Give the data below again exactly as written, without its pictures.
# start of Provided data
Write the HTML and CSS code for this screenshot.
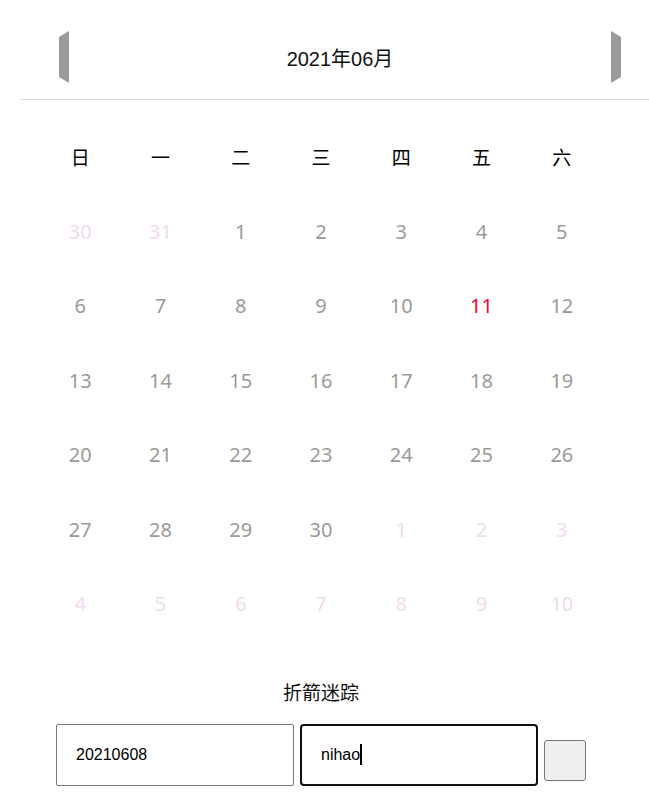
FILE: index.html
```html
<!DOCTYPE html>
<html lang="zh">
<head>
<meta charset="utf-8">
<title>日历</title>
<link rel="stylesheet" href="styles.css">
</head>
<body>
<div class="app">
  <div class="header">
    <span class="arrow arrow-prev"></span>
    <span class="month-title">2021年06月</span>
    <span class="arrow arrow-next"></span>
  </div>
  <div class="calendar">
    <div class="wd">日</div><div class="wd">一</div><div class="wd">二</div><div class="wd">三</div><div class="wd">四</div><div class="wd">五</div><div class="wd">六</div>
    <div class="day other">30</div><div class="day other">31</div><div class="day">1</div><div class="day">2</div><div class="day">3</div><div class="day">4</div><div class="day">5</div>
    <div class="day">6</div><div class="day">7</div><div class="day">8</div><div class="day">9</div><div class="day">10</div><div class="day today">11</div><div class="day">12</div>
    <div class="day">13</div><div class="day">14</div><div class="day">15</div><div class="day">16</div><div class="day">17</div><div class="day">18</div><div class="day">19</div>
    <div class="day">20</div><div class="day">21</div><div class="day">22</div><div class="day">23</div><div class="day">24</div><div class="day">25</div><div class="day">26</div>
    <div class="day">27</div><div class="day">28</div><div class="day">29</div><div class="day">30</div><div class="day other">1</div><div class="day other">2</div><div class="day other">3</div>
    <div class="day other">4</div><div class="day other">5</div><div class="day other">6</div><div class="day other">7</div><div class="day other">8</div><div class="day other">9</div><div class="day other">10</div>
  </div>
  <div class="footer">
    <div class="footer-title">折箭迷踪</div>
    <div class="form-row">
      <div class="field">20210608</div>
      <div class="field focused">nihao<span class="caret"></span></div>
      <button class="btn" type="button"></button>
    </div>
  </div>
</div>
</body>
</html>
```
FILE: styles.css
```css
html, body {
  margin: 0;
  padding: 0;
  background: #fff;
}

.app {
  padding-top: 20px;
  font-family: "Noto Sans", "Noto Sans CJK SC", sans-serif;
}

.header {
  margin-left: 20px;
  width: calc(100% - 20px);
  height: 80px;
  box-sizing: border-box;
  border-bottom: 1px solid #dddddd;
  display: flex;
  justify-content: space-between;
  align-items: flex-start;
  padding: 11px 28px 0 39px;
}

.arrow {
  width: 0;
  height: 40px;
  border-top: 6px solid transparent;
  border-bottom: 6px solid transparent;
}

.arrow-prev {
  border-right: 10px solid #9a9a9a;
}

.arrow-next {
  border-left: 10px solid #9a9a9a;
}

.month-title {
  font-family: "Liberation Sans", "Noto Sans CJK SC", sans-serif;
  font-size: 20px;
  line-height: 52px;
  margin-top: 2px;
  color: #111;
}

.calendar {
  width: 562px;
  margin-left: 40px;
  margin-top: 21px;
  display: grid;
  grid-template-columns: repeat(7, 1fr);
  grid-auto-rows: 74.4px;
  align-items: center;
  justify-items: center;
}

.wd {
  font-family: "Noto Sans CJK SC", sans-serif;
  font-size: 19px;
  color: #000;
  padding-bottom: 4px;
}

.day {
  font-size: 20px;
  color: #9a9a9a;
  padding-bottom: 2px;
}

.day.other {
  color: #efdcef;
}

.day.today {
  color: #ff0033;
}

.footer {
  width: 562px;
  margin-left: 40px;
  display: flex;
  flex-direction: column;
  align-items: center;
}

.footer-title {
  margin-top: 36px;
  font-family: "Noto Sans CJK SC", sans-serif;
  font-size: 19px;
  line-height: 28px;
  color: #111;
}

.form-row {
  margin-top: 18px;
  display: flex;
  align-items: flex-start;
  gap: 6px;
}

.field {
  width: 238px;
  height: 62px;
  box-sizing: border-box;
  border: 1px solid #767676;
  border-radius: 2px;
  padding-left: 19px;
  display: flex;
  align-items: center;
  font-family: "Liberation Sans", Arial, sans-serif;
  font-size: 16px;
  color: #000;
}

.field.focused {
  border: 2px solid #101010;
  border-radius: 4px;
}

.caret {
  display: inline-block;
  width: 2px;
  height: 21px;
  background: #000;
}

.btn {
  margin-top: 16px;
  width: 42px;
  height: 41px;
  box-sizing: border-box;
  background: #efefef;
  border: 1px solid #767676;
  border-radius: 3px;
  padding: 0;
}
```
# end of Provided data
Written response:
Write the HTML and CSS code for this screenshot.
FILE: index.html
```html
<!DOCTYPE html>
<html lang="zh">
<head>
<meta charset="utf-8">
<title>日历</title>
<link rel="stylesheet" href="styles.css">
</head>
<body>
<div class="app">
  <div class="header">
    <span class="arrow arrow-prev"></span>
    <span class="month-title">2021年06月</span>
    <span class="arrow arrow-next"></span>
  </div>
  <div class="calendar">
    <div class="wd">日</div><div class="wd">一</div><div class="wd">二</div><div class="wd">三</div><div class="wd">四</div><div class="wd">五</div><div class="wd">六</div>
    <div class="day other">30</div><div class="day other">31</div><div class="day">1</div><div class="day">2</div><div class="day">3</div><div class="day">4</div><div class="day">5</div>
    <div class="day">6</div><div class="day">7</div><div class="day">8</div><div class="day">9</div><div class="day">10</div><div class="day today">11</div><div class="day">12</div>
    <div class="day">13</div><div class="day">14</div><div class="day">15</div><div class="day">16</div><div class="day">17</div><div class="day">18</div><div class="day">19</div>
    <div class="day">20</div><div class="day">21</div><div class="day">22</div><div class="day">23</div><div class="day">24</div><div class="day">25</div><div class="day">26</div>
    <div class="day">27</div><div class="day">28</div><div class="day">29</div><div class="day">30</div><div class="day other">1</div><div class="day other">2</div><div class="day other">3</div>
    <div class="day other">4</div><div class="day other">5</div><div class="day other">6</div><div class="day other">7</div><div class="day other">8</div><div class="day other">9</div><div class="day other">10</div>
  </div>
  <div class="footer">
    <div class="footer-title">折箭迷踪</div>
    <div class="form-row">
      <div class="field">20210608</div>
      <div class="field focused">nihao<span class="caret"></span></div>
      <button class="btn" type="button"></button>
    </div>
  </div>
</div>
</body>
</html>
```
FILE: styles.css
```css
html, body {
  margin: 0;
  padding: 0;
  background: #fff;
}

.app {
  padding-top: 20px;
  font-family: "Noto Sans", "Noto Sans CJK SC", sans-serif;
}

.header {
  margin-left: 20px;
  width: calc(100% - 20px);
  height: 80px;
  box-sizing: border-box;
  border-bottom: 1px solid #dddddd;
  display: flex;
  justify-content: space-between;
  align-items: flex-start;
  padding: 11px 28px 0 39px;
}

.arrow {
  width: 0;
  height: 40px;
  border-top: 6px solid transparent;
  border-bottom: 6px solid transparent;
}

.arrow-prev {
  border-right: 10px solid #9a9a9a;
}

.arrow-next {
  border-left: 10px solid #9a9a9a;
}

.month-title {
  font-family: "Liberation Sans", "Noto Sans CJK SC", sans-serif;
  font-size: 20px;
  line-height: 52px;
  margin-top: 2px;
  color: #111;
}

.calendar {
  width: 562px;
  margin-left: 40px;
  margin-top: 21px;
  display: grid;
  grid-template-columns: repeat(7, 1fr);
  grid-auto-rows: 74.4px;
  align-items: center;
  justify-items: center;
}

.wd {
  font-family: "Noto Sans CJK SC", sans-serif;
  font-size: 19px;
  color: #000;
  padding-bottom: 4px;
}

.day {
  font-size: 20px;
  color: #9a9a9a;
  padding-bottom: 2px;
}

.day.other {
  color: #efdcef;
}

.day.today {
  color: #ff0033;
}

.footer {
  width: 562px;
  margin-left: 40px;
  display: flex;
  flex-direction: column;
  align-items: center;
}

.footer-title {
  margin-top: 36px;
  font-family: "Noto Sans CJK SC", sans-serif;
  font-size: 19px;
  line-height: 28px;
  color: #111;
}

.form-row {
  margin-top: 18px;
  display: flex;
  align-items: flex-start;
  gap: 6px;
}

.field {
  width: 238px;
  height: 62px;
  box-sizing: border-box;
  border: 1px solid #767676;
  border-radius: 2px;
  padding-left: 19px;
  display: flex;
  align-items: center;
  font-family: "Liberation Sans", Arial, sans-serif;
  font-size: 16px;
  color: #000;
}

.field.focused {
  border: 2px solid #101010;
  border-radius: 4px;
}

.caret {
  display: inline-block;
  width: 2px;
  height: 21px;
  background: #000;
}

.btn {
  margin-top: 16px;
  width: 42px;
  height: 41px;
  box-sizing: border-box;
  background: #efefef;
  border: 1px solid #767676;
  border-radius: 3px;
  padding: 0;
}
```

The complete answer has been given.